Measures we can achieve through placemaking
These include promoting active travel so that travelling on foot or by bike is a more attractive option than driving. Measures include introducing safe cycling and walking routes, bicycle parking, high quality public spaces, reduced vehicle speeds, mixed uses so that amenities are easily accessible, good public transport, and a permeable street network with convenient connections between different areas.
Compact, walkable places with a mix of uses also provide increased opportunities for social interaction which helps to mitigate feelings of loneliness and builds our self esteem and resilience.

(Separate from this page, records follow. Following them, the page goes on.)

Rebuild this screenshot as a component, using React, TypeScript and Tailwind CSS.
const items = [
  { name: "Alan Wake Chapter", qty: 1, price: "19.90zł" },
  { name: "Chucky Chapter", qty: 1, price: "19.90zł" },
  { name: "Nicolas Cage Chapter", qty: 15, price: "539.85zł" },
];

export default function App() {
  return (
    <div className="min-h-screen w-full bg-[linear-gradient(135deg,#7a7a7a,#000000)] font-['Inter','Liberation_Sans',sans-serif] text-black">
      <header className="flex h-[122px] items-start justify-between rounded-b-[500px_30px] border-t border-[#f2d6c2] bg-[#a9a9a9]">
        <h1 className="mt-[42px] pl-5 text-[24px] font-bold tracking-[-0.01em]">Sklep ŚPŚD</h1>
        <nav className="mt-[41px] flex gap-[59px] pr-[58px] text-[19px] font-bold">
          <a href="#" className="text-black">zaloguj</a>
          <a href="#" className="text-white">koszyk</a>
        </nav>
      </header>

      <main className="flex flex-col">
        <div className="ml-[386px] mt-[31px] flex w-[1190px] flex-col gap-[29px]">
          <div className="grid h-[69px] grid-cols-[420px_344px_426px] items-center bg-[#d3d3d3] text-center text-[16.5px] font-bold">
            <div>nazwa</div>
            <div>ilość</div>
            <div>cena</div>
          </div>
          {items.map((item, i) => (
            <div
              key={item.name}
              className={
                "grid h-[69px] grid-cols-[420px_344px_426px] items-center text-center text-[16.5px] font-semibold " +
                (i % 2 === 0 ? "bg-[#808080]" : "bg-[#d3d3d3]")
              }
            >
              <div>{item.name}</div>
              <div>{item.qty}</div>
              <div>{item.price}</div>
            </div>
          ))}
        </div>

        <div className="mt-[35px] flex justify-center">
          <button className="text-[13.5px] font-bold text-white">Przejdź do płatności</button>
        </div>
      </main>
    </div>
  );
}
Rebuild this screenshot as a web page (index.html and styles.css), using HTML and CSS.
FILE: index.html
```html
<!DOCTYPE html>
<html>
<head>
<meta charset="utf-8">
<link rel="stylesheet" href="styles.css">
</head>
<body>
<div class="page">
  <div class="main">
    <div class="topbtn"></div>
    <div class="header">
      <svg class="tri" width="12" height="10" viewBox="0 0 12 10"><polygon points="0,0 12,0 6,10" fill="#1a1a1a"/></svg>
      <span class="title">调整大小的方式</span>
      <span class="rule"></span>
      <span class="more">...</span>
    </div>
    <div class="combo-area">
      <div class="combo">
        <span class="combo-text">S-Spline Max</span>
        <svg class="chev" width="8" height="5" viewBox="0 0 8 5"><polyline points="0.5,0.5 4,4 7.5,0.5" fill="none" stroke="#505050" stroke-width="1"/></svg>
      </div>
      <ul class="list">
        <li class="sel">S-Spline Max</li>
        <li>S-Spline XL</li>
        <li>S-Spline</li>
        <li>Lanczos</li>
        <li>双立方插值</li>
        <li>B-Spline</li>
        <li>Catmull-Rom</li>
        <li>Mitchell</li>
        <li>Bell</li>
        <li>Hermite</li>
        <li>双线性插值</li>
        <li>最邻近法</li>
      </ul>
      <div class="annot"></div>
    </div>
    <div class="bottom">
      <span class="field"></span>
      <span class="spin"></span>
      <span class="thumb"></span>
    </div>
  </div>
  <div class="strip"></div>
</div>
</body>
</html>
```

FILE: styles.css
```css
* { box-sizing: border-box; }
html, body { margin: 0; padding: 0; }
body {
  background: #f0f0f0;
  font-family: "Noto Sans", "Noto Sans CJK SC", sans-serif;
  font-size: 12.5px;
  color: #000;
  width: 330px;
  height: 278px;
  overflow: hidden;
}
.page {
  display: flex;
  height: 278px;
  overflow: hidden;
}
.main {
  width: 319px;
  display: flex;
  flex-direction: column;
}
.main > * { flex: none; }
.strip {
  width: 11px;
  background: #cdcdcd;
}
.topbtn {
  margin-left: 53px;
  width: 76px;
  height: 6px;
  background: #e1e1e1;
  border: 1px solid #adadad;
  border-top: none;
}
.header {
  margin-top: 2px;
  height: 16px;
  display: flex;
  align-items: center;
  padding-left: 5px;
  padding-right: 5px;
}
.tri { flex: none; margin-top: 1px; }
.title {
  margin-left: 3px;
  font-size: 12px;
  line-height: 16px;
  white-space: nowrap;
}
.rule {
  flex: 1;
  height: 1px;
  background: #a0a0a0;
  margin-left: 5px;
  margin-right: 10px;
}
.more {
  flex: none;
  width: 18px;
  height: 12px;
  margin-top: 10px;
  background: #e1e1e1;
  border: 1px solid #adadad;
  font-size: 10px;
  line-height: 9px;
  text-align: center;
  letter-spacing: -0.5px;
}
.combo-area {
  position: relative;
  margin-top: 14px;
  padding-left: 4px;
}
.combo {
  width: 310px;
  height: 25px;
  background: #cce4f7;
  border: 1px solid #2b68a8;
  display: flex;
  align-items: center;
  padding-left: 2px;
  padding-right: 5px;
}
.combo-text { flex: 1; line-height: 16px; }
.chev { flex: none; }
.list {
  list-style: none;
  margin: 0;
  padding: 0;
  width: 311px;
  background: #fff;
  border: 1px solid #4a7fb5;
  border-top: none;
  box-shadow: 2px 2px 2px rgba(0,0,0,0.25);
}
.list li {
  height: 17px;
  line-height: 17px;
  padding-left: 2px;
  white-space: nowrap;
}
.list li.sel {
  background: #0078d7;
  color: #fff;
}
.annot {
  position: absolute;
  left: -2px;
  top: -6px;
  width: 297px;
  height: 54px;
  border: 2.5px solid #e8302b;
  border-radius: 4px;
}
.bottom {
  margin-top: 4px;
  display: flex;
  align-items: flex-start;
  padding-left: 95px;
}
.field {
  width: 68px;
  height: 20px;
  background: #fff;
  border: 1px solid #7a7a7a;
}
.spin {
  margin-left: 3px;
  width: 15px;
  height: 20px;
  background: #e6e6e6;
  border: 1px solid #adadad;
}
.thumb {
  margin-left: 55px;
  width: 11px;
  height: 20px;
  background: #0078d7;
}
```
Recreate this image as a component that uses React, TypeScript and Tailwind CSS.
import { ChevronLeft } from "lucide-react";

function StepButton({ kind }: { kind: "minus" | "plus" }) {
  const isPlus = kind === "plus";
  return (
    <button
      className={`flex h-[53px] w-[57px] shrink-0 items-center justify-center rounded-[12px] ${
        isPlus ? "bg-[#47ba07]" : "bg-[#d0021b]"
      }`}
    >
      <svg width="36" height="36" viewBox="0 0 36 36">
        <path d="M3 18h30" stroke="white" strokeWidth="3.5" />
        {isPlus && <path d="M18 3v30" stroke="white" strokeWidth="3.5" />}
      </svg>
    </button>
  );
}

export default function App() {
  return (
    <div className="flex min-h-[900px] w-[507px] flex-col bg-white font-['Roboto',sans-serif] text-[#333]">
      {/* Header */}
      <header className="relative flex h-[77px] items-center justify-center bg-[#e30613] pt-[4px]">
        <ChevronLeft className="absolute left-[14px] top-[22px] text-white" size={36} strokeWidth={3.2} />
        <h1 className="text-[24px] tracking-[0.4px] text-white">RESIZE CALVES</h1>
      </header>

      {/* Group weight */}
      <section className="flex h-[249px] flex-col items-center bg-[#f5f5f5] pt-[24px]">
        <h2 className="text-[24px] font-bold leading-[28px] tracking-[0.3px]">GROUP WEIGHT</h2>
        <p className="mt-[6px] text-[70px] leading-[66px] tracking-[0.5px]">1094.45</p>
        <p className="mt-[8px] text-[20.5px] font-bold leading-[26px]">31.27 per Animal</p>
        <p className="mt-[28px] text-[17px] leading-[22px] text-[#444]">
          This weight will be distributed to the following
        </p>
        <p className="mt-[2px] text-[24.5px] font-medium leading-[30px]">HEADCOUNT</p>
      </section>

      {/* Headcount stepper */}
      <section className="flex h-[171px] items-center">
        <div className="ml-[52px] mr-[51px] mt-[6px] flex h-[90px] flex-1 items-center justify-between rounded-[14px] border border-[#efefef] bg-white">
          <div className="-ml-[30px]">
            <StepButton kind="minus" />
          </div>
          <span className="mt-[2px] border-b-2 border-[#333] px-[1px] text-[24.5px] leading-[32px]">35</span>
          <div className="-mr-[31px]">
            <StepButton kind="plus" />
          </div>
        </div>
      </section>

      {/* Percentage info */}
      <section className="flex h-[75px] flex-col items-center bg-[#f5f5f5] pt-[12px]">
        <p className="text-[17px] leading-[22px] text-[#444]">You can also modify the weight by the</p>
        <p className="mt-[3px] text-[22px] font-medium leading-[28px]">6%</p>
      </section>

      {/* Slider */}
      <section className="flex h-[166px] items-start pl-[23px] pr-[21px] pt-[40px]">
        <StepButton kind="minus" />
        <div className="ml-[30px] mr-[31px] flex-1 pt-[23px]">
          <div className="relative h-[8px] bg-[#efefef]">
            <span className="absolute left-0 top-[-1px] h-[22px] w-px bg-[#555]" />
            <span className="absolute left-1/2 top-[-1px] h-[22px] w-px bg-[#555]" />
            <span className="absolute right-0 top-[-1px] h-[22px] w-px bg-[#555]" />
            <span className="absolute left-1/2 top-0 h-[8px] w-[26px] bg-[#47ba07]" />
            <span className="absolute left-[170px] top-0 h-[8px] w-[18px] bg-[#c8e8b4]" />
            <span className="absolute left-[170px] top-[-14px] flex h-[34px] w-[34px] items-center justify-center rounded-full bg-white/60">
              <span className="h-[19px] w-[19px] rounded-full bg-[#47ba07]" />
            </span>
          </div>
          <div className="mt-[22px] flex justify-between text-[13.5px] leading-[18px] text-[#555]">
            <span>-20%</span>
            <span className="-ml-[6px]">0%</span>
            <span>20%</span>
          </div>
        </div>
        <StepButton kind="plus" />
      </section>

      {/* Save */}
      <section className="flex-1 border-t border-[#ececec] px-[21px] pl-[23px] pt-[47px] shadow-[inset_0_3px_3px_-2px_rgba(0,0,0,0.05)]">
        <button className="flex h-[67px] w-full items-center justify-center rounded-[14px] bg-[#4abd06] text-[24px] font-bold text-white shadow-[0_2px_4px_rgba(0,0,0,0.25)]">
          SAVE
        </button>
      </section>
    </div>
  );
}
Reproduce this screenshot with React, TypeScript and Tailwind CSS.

Cultural opportunities and interventions in public space such as seating, games, pop up uses, and multi use events spaces can also be beneficial in this respect.
Well maintained green space should be integrated into all designs, with a focus on ensuring people have consistent, regular exposure to urban nature in their daily routines. This could include incorporating street trees and planting into commutes, green walls, views of nature from office windows and gardens for lunch, and networks of parks and public spaces for recreation. Urban food growing has also been found to be associated with improved attitudes towards healthy eating, increased opportunities for social connectivity and physical activity.
Living in high quality, well managed and affordable housing with good public and active transport links is associated with numerous positive health outcomes. These include improved social engagement among older adults, reduced injury among older adults and children, and improved general wellbeing. It can also help to reduce the impact of economic disparities on the mental health of residents in poorer areas.
Feelings of safety and security is a key consideration, both in terms of encouraging physical activity, and guarding against mental health problems. This can be facilitated through the clear demarcation of public and private space, natural surveillance (‘eyes on the street’), and maintenance (linked with ‘broken windows theory’ where the perception of a neglected environment leads to further neglect). This can also be extended to traffic safety (including the safe design of shared spaces for all users) and navigational safety in which landmarks in the urban environment can assist wayfinding, particularly for people with dementia.
Guidance and initiatives
A wealth of best practice and guidance exists, such as Active by Design, , World Health Organisation’s Collaborating Centre for Healthy Urban Environments, Healthy People, Healthy Places) and Sport England’s Active Design. Detailed guidance that can help to ensure pedestrians and cyclists are considered before other user groups in the design process is available in Manual for Streets.
NHS England’s current Healthy New Towns programme is using cross sector partnerships with local public health teams to achieve better health outcomes in housing delivery projects.